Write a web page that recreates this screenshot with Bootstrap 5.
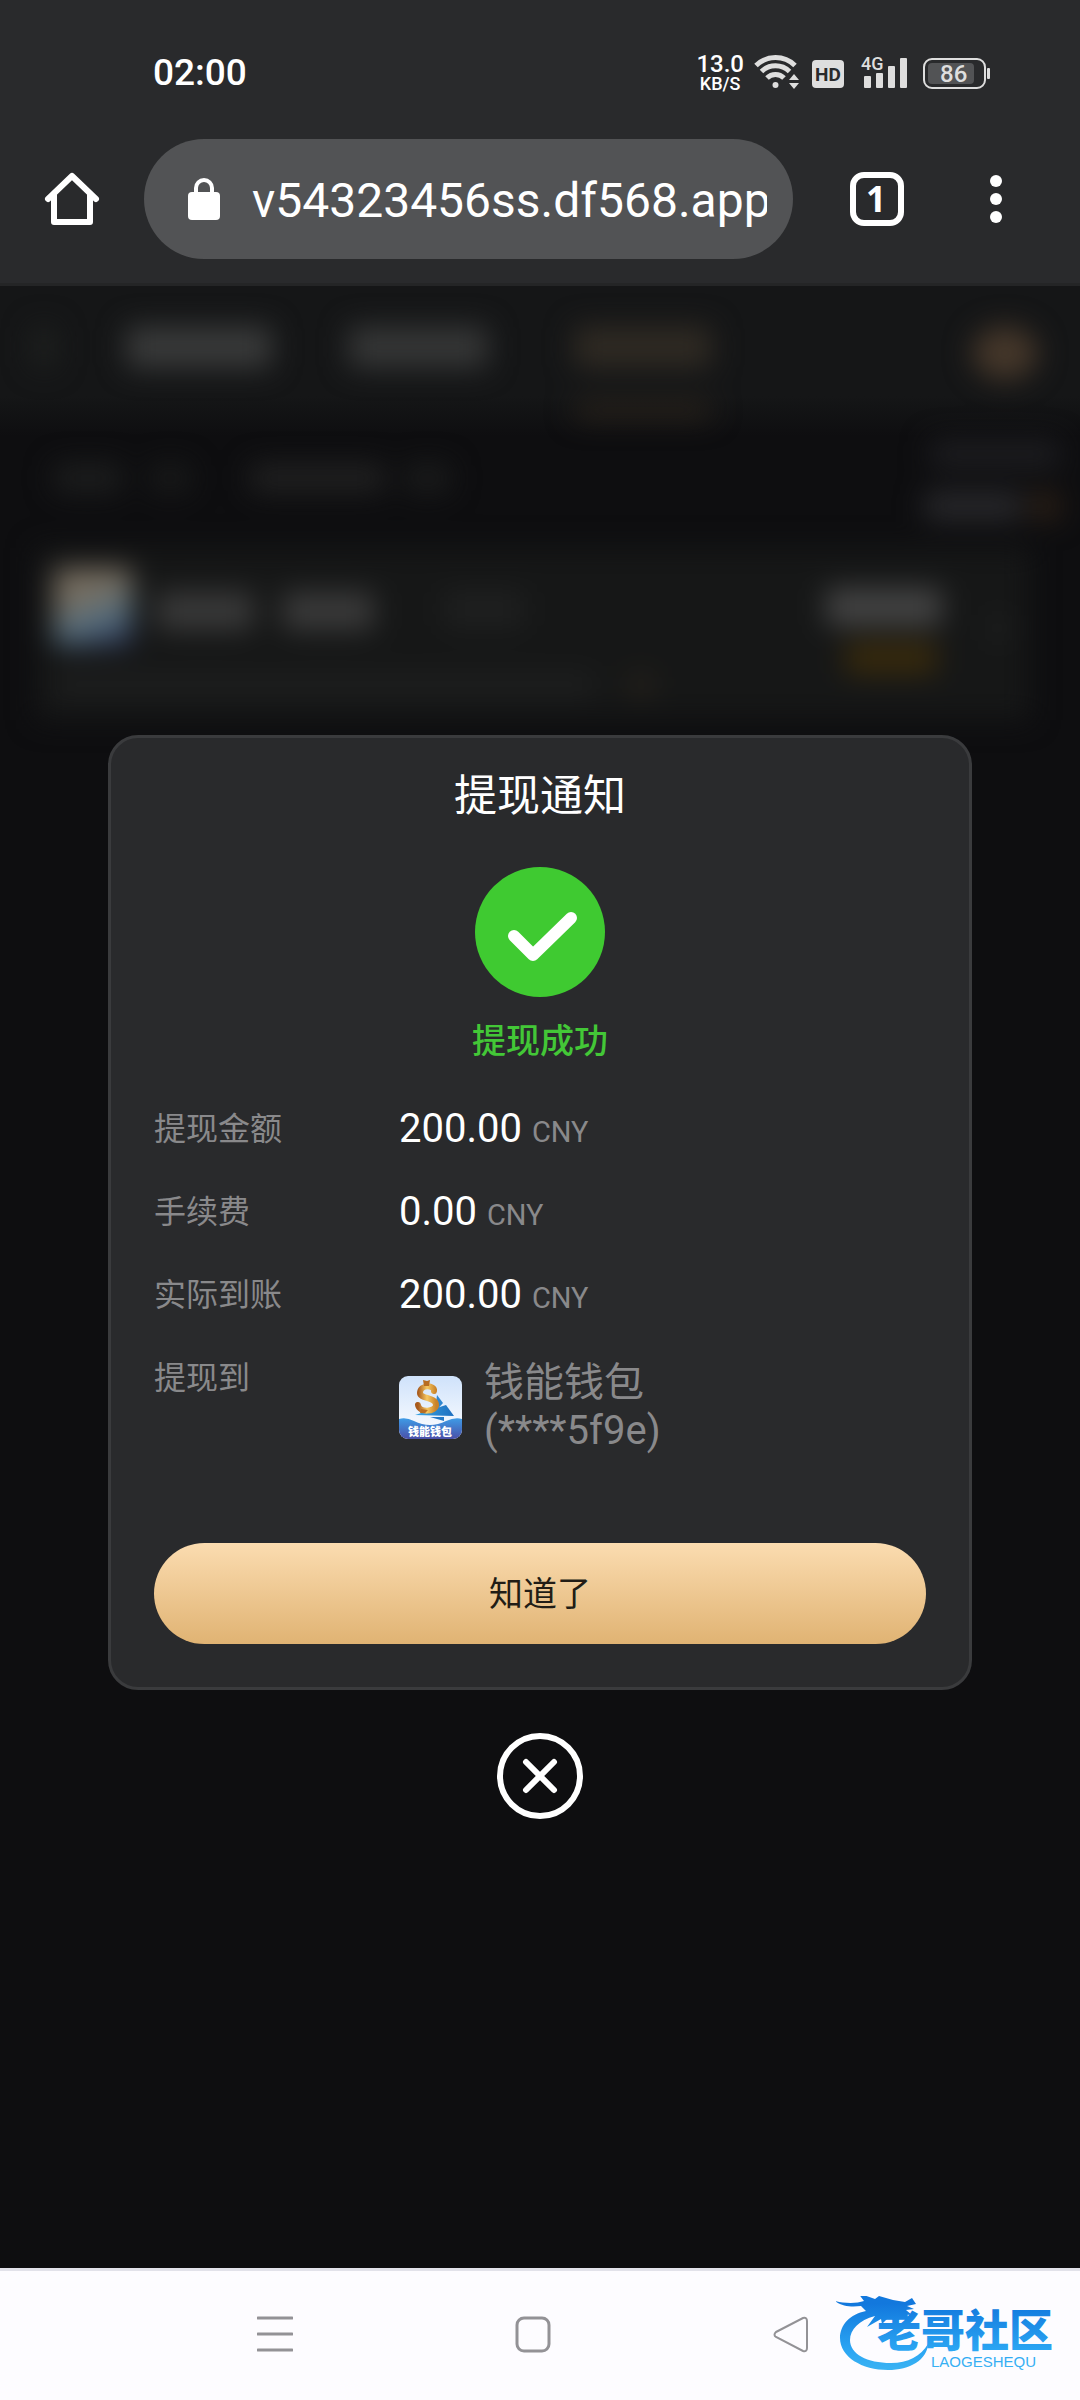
<!DOCTYPE html>
<html lang="zh-CN">
<head>
<meta charset="utf-8">
<meta name="viewport" content="width=device-width, initial-scale=1">
<title>提现通知</title>
<link rel="stylesheet" href="https://cdn.jsdelivr.net/npm/bootstrap@5.3.0/dist/css/bootstrap.min.css">
<style>
  body { font-family: Roboto, "Noto Sans CJK SC", sans-serif; background: #0e0e10; color: #fff; }
  .chrome { background: #292a2c; border-bottom: 3px solid #242526; }
  .status { height: 139px; padding: 6px 90px 0 153px; }
  .clock { font-size: 37px; font-weight: 500; line-height: 48px; }
  .speed { font-size: 24px; line-height: 22px; font-weight: 500; }
  .speed small { display: block; font-size: 18px; line-height: 18px; }
  .toolbar { padding: 0 76px 24px 44px; gap: 44px; }
  .tool-btn { border: 0; padding: 0; background: none; line-height: 0; }
  .address { height: 120px; min-width: 0; background: #525355; border-radius: 60px; padding: 0 26px 0 44px; gap: 32px; }
  .address input { background: none; border: 0; outline: 0; padding: 4px 0 0; color: #fff; font-size: 48px; text-align: right; min-width: 0; }
  .tools-right { padding-left: 13px; gap: 84px; }

  .stage { background: linear-gradient(#151617 0, #151617 110px, #0e0e10 150px); }
  .page-blur { filter: blur(14px); }
  .bar { display: block; border-radius: 6px; }
  .topbar { height: 134px; padding: 40px 42px 0 32px; }
  .tab-bar { height: 42px; }
  .under { height: 16px; margin-top: 34px; background: #2b241c; }
  .filters { height: 128px; padding: 20px 20px 0 54px; }
  .filters .bar { height: 28px; }
  .record { margin: 0 50px 0 36px; height: 172px; padding: 20px 22px 0 18px; background: #161717; }
  .wallet-dim { width: 78px; height: 78px; background: linear-gradient(160deg, #746b5e 0, #776e60 35%, #567080 65%, #20264a 100%); }

  .overlay { inset: 0; }
  .notice { width: 80%; background: #292a2c; border: 3px solid #3a3b3d; border-radius: 30px; padding: 34px 43px 43px; color: #fff; }
  .notice h1 { font-size: 43px; line-height: 48px; font-weight: 400; margin: 0 0 47px; }
  .state { color: #43c737; font-size: 34px; line-height: 48px; font-weight: 500; margin: 20px 0 40px; }
  .detail { margin: 0 0 35px; font-size: 40px; line-height: 48px; }
  .detail dt { flex: 0 0 245px; font-size: 32px; font-weight: 400; color: #89898b; }
  .detail dd { margin: 0; }
  .unit { font-size: 29px; line-height: 1; color: #89898b; }
  .target { margin-bottom: 88px; }
  .target dd { padding-top: 5px; gap: 22px; color: #89898b; }
  .confirm { height: 101px; border: 0; border-radius: 51px; background: linear-gradient(#fbdcb0, #e0b373); color: #221d16; font-size: 34px; line-height: 48px; }
  .close-round { margin-top: 43px; }

  .sysnav { height: 132px; background: #fdfcff; border-top: 3px solid #e2e2ea; padding: 0 18px 3px 257px; }
  .sysnav .keys { width: 552px; }
  .brand { width: 226px; height: 76px; }
</style>
</head>
<body class="min-vh-100 d-flex flex-column">

<header class="chrome">
  <div class="status d-flex align-items-center justify-content-between">
    <span class="clock">02:00</span>
    <div class="d-flex align-items-center">
      <div class="speed text-center">13.0<small>KB/S</small></div>
      <!-- wifi, HD, signal and battery -->
      <svg width="246" height="40" viewBox="0 2 246 40" fill="#dedede" font-family="Roboto, sans-serif" aria-hidden="true">
        <g fill="none" stroke="#dedede" stroke-width="5">
          <path d="M12 14.500a28 28 0 0 1 39 0" />
          <path d="M17.500 20.500a20 20 0 0 1 28 0" />
          <path d="M23 27a12 12 0 0 1 17 0" />
        </g>
        <circle cx="31.500" cy="34" r="3"/>
        <path d="M50 23l5 6H45zM50 38l5-6H45z"/>
        <rect x="68" y="9" width="32" height="28" rx="4"/>
        <text x="84" y="30" text-anchor="middle" font-size="19" font-weight="700" fill="#292a2c">HD</text>
        <text x="117" y="19" font-size="18" font-weight="500">4G</text>
        <rect x="120" y="25" width="7" height="12" rx="1"/>
        <rect x="132" y="22" width="7" height="15" rx="1"/>
        <rect x="144" y="15" width="7" height="22" rx="1"/>
        <rect x="156" y="7" width="7" height="30" rx="1"/>
        <rect x="180" y="8" width="61" height="29" rx="8" fill="none" stroke="#dedede" stroke-width="2"/>
        <rect x="184" y="12" width="46" height="21" rx="4" fill="#525355"/>
        <rect x="243" y="17" width="3" height="11" rx="1"/>
        <text x="196" y="31" font-size="24" font-weight="500">86</text>
      </svg>
    </div>
  </div>
  <div class="toolbar d-flex align-items-center">
    <button class="tool-btn" type="button" aria-label="主页">
      <svg width="56" height="56" viewBox="0 0 56 56" fill="none" stroke="#fff" stroke-width="6" stroke-linecap="round" stroke-linejoin="round">
        <path d="M4 28L28 5l24 23M10 24v27h36V24"/>
      </svg>
    </button>
    <div class="address d-flex align-items-center flex-grow-1">
      <svg class="flex-shrink-0" width="32" height="42" viewBox="0 0 32 42" aria-hidden="true">
        <rect y="14" width="32" height="28" rx="4" fill="#fff"/>
        <path d="M8 16v-6a8 8 0 0 1 16 0v6" fill="none" stroke="#fff" stroke-width="4"/>
      </svg>
      <input class="flex-grow-1" type="text" aria-label="网址" value="v54323456ss.df568.app">
    </div>
    <div class="tools-right d-flex align-items-center flex-shrink-0">
      <button class="tool-btn" type="button" aria-label="标签页">
        <svg width="54" height="54" viewBox="0 0 54 54">
          <rect x="3" y="3" width="48" height="48" rx="11" fill="none" stroke="#fff" stroke-width="6"/>
          <text x="26" y="40" text-anchor="middle" font-family="Noto Sans, sans-serif" font-size="35" font-weight="700" fill="#fff">1</text>
        </svg>
      </button>
      <button class="tool-btn" type="button" aria-label="菜单">
        <svg width="16" height="54" viewBox="0 0 16 54" fill="#fff">
          <circle cx="8" cy="9" r="6"/><circle cx="8" cy="27" r="6"/><circle cx="8" cy="45" r="6"/>
        </svg>
      </button>
    </div>
  </div>
</header>

<main class="stage position-relative flex-grow-1 overflow-hidden">
  <!-- account page dimmed and blurred behind the notice -->
  <div class="page-blur" aria-hidden="true">
    <div class="topbar d-flex">
      <i class="bar tab-bar" style="width:24px;background:#1e201f"></i>
      <i class="bar tab-bar" style="width:146px;margin-left:70px;background:#393a3a"></i>
      <i class="bar tab-bar" style="width:140px;margin-left:76px;background:#353636"></i>
      <div style="width:138px;margin-left:86px">
        <i class="bar tab-bar" style="background:#2f2a23"></i>
        <i class="bar under"></i>
      </div>
      <i class="bar rounded-circle ms-auto" style="width:66px;height:54px;background:#45372a"></i>
    </div>
    <div class="filters d-flex">
      <i class="bar mt-4" style="width:68px;background:#1d1e1e"></i>
      <i class="bar mt-4" style="width:40px;margin-left:28px;background:#191a1a"></i>
      <i class="bar mt-4" style="width:135px;margin-left:60px;background:#212121"></i>
      <i class="bar mt-4" style="width:45px;margin-left:20px;background:#1b1c1c"></i>
      <div class="ms-auto d-flex flex-column align-items-end">
        <i class="bar" style="width:130px;background:#1d1d20"></i>
        <div class="d-flex mt-4">
          <i class="bar" style="width:98px;background:#29292c"></i>
          <i class="bar ms-2" style="width:30px;background:#2c2016"></i>
        </div>
      </div>
    </div>
    <div class="record">
      <div class="d-flex">
        <i class="bar wallet-dim"></i>
        <i class="bar mt-4" style="width:98px;height:38px;margin-left:24px;background:#393939"></i>
        <i class="bar mt-4" style="width:92px;height:38px;margin-left:28px;background:#3a3a3a"></i>
        <i class="bar mt-4" style="width:80px;height:34px;margin-left:70px;background:#1f2020"></i>
        <div class="ms-auto d-flex flex-column align-items-end me-5">
          <i class="bar" style="width:116px;height:38px;margin-top:20px;background:#434343"></i>
          <i class="bar" style="width:92px;height:32px;margin-top:16px;margin-right:5px;background:#382a0c"></i>
        </div>
        <i class="bar" style="width:18px;height:28px;margin-top:46px;background:#1e1f1f"></i>
      </div>
      <div class="d-flex">
        <i class="bar" style="width:540px;height:22px;background:#1e1f1f"></i>
        <i class="bar" style="width:26px;height:22px;margin-left:34px;background:#26211a"></i>
      </div>
    </div>
  </div>

  <div class="overlay position-absolute d-flex flex-column align-items-center justify-content-center" role="dialog" aria-labelledby="notice-title">
    <section class="notice">
      <h1 id="notice-title" class="text-center">提现通知</h1>
      <svg class="d-block mx-auto" width="130" height="130" viewBox="0 0 130 130" aria-hidden="true">
        <circle cx="65" cy="65" r="65" fill="#3fca31"/>
        <path d="M39 69l19 19 38-37" fill="none" stroke="#fff" stroke-width="12" stroke-linecap="round" stroke-linejoin="round"/>
      </svg>
      <p class="state text-center">提现成功</p>
      <dl class="m-0">
        <div class="detail d-flex"><dt>提现金额</dt><dd>200.00 <span class="unit">CNY</span></dd></div>
        <div class="detail d-flex"><dt>手续费</dt><dd>0.00 <span class="unit">CNY</span></dd></div>
        <div class="detail d-flex"><dt>实际到账</dt><dd>200.00 <span class="unit">CNY</span></dd></div>
        <div class="detail target d-flex">
          <dt>提现到</dt>
          <dd class="d-flex align-items-center">
            <svg width="63" height="63" viewBox="0 0 63 63" aria-hidden="true">
              <defs>
                <linearGradient id="sky" x2="0" y2="1"><stop stop-color="#cfe2fb"/><stop offset="1" stop-color="#fff"/></linearGradient>
                <linearGradient id="sea" x2="0" y2="1"><stop stop-color="#3e9be6"/><stop offset="1" stop-color="#4a4fa8"/></linearGradient>
                <linearGradient id="gold" x2="1" y2="0"><stop stop-color="#a85a1c"/><stop offset=".5" stop-color="#f6c863"/><stop offset="1" stop-color="#c98228"/></linearGradient>
                <linearGradient id="sail" x2="1" y2="0"><stop stop-color="#3aa5e2"/><stop offset="1" stop-color="#1d6fc0"/></linearGradient>
                <clipPath id="tile"><rect width="63" height="63" rx="9"/></clipPath>
              </defs>
              <g clip-path="url(#tile)">
                <rect width="63" height="63" fill="url(#sky)"/>
                <path d="M38 19l6 8-8 9z" fill="#2f86cf"/>
                <path d="M16 39l31-10 8 11z" fill="url(#sail)"/>
                <path d="M35 15c1-6-14-7-14 2 0 6 16 4 16 12 0 7-17 8-18 0" fill="none" stroke="url(#gold)" stroke-width="6" stroke-linecap="round"/>
                <path d="M24 4l4 1 3-1-1 6h-5zM22 33l7 1-3 3h-5z" fill="#b86d22"/>
                <path d="M31 41h14v4z" fill="#2479c6"/>
                <path d="M0 43q7-2 15 2 16 8 32 0 9-4 16-2v20H0z" fill="url(#sea)"/>
                <text x="31" y="60" text-anchor="middle" font-family="Noto Sans CJK SC, sans-serif" font-size="11" font-weight="900" fill="#fff">钱能钱包</text>
              </g>
            </svg>
            <span>钱能钱包<br>(****5f9e)</span>
          </dd>
        </div>
      </dl>
      <button class="confirm w-100" type="button">知道了</button>
    </section>
    <button class="tool-btn close-round" type="button" aria-label="关闭">
      <svg width="86" height="86" viewBox="0 0 86 86" fill="none" stroke="#fff" stroke-width="6" stroke-linecap="round">
        <circle cx="43" cy="43" r="40"/><path d="M29 29l28 28M57 29L29 57"/>
      </svg>
    </button>
  </div>
</main>

<footer class="sysnav d-flex align-items-center justify-content-between">
  <div class="keys d-flex align-items-center justify-content-between">
    <button class="tool-btn" type="button" aria-label="最近任务">
      <svg width="36" height="38" viewBox="0 0 36 38" stroke="#939296" stroke-width="3" stroke-linecap="round"><path d="M1 3h34M1 19h34M1 35h34"/></svg>
    </button>
    <button class="tool-btn" type="button" aria-label="主屏幕">
      <svg width="36" height="38" viewBox="0 0 36 38"><rect x="2" y="3" width="32" height="33" rx="7" fill="none" stroke="#939296" stroke-width="3"/></svg>
    </button>
    <button class="tool-btn" type="button" aria-label="返回">
      <svg width="36" height="38" viewBox="0 0 36 38"><path d="M3 17L30 3q4-1 4 3v27q0 4-4 3L3 22q-3-2 0-5z" fill="none" stroke="#939296" stroke-width="2"/></svg>
    </button>
  </div>
  <svg class="brand" viewBox="0 0 226 76" role="img" aria-label="老哥社区 LAOGESHEQU">
    <defs>
      <linearGradient id="blue" gradientUnits="userSpaceOnUse" x1="0" y1="8" x2="0" y2="74"><stop stop-color="#1278dd"/><stop offset=".7" stop-color="#2ba6f3"/><stop offset="1" stop-color="#3bb3f3"/></linearGradient>
    </defs>
    <g fill="url(#blue)">
      <path d="M30 15C14 18 4 29 4 42c0 19 22 32 48 32 22 0 39-10 40-26-7 12-20 19-37 19-24 0-41-9-41-23 0-10 9-20 25-24l-8 11 14-8 1 5 7-7 13 1-5-4 15 1-6-5 8-1-7-3 9-2-4-6-7 4-12-2-14-4-4 3-17-6 6 8c-8 3-22 2-29 0 7 6 18 6 26 5z"/>
      <text x="41" y="51" font-family="Noto Sans CJK SC, sans-serif" font-size="44" font-weight="900">老哥社区</text>
      <text x="95" y="71" font-family="Liberation Sans, sans-serif" font-size="15">LAOGESHEQU</text>
    </g>
  </svg>
</footer>

<script src="https://cdn.jsdelivr.net/npm/bootstrap@5.3.0/dist/js/bootstrap.bundle.min.js"></script>
</body>
</html>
* * * * * * *
* SHORT PROBLEM: Emit the lines of the material exactly, from its first line to the line containing "78px; height: 78px;", inclusive; leave every picture out.

* OUTPUT:
Write a web page that recreates this screenshot with Bootstrap 5.
<!DOCTYPE html>
<html lang="zh-CN">
<head>
<meta charset="utf-8">
<meta name="viewport" content="width=device-width, initial-scale=1">
<title>提现通知</title>
<link rel="stylesheet" href="https://cdn.jsdelivr.net/npm/bootstrap@5.3.0/dist/css/bootstrap.min.css">
<style>
  body { font-family: Roboto, "Noto Sans CJK SC", sans-serif; background: #0e0e10; color: #fff; }
  .chrome { background: #292a2c; border-bottom: 3px solid #242526; }
  .status { height: 139px; padding: 6px 90px 0 153px; }
  .clock { font-size: 37px; font-weight: 500; line-height: 48px; }
  .speed { font-size: 24px; line-height: 22px; font-weight: 500; }
  .speed small { display: block; font-size: 18px; line-height: 18px; }
  .toolbar { padding: 0 76px 24px 44px; gap: 44px; }
  .tool-btn { border: 0; padding: 0; background: none; line-height: 0; }
  .address { height: 120px; min-width: 0; background: #525355; border-radius: 60px; padding: 0 26px 0 44px; gap: 32px; }
  .address input { background: none; border: 0; outline: 0; padding: 4px 0 0; color: #fff; font-size: 48px; text-align: right; min-width: 0; }
  .tools-right { padding-left: 13px; gap: 84px; }

  .stage { background: linear-gradient(#151617 0, #151617 110px, #0e0e10 150px); }
  .page-blur { filter: blur(14px); }
  .bar { display: block; border-radius: 6px; }
  .topbar { height: 134px; padding: 40px 42px 0 32px; }
  .tab-bar { height: 42px; }
  .under { height: 16px; margin-top: 34px; background: #2b241c; }
  .filters { height: 128px; padding: 20px 20px 0 54px; }
  .filters .bar { height: 28px; }
  .record { margin: 0 50px 0 36px; height: 172px; padding: 20px 22px 0 18px; background: #161717; }
  .wallet-dim { width: 78px; height: 78px; background: linear-gradient(160deg, #746b5e 0, #776e60 35%, #567080 65%, #20264a 100%); }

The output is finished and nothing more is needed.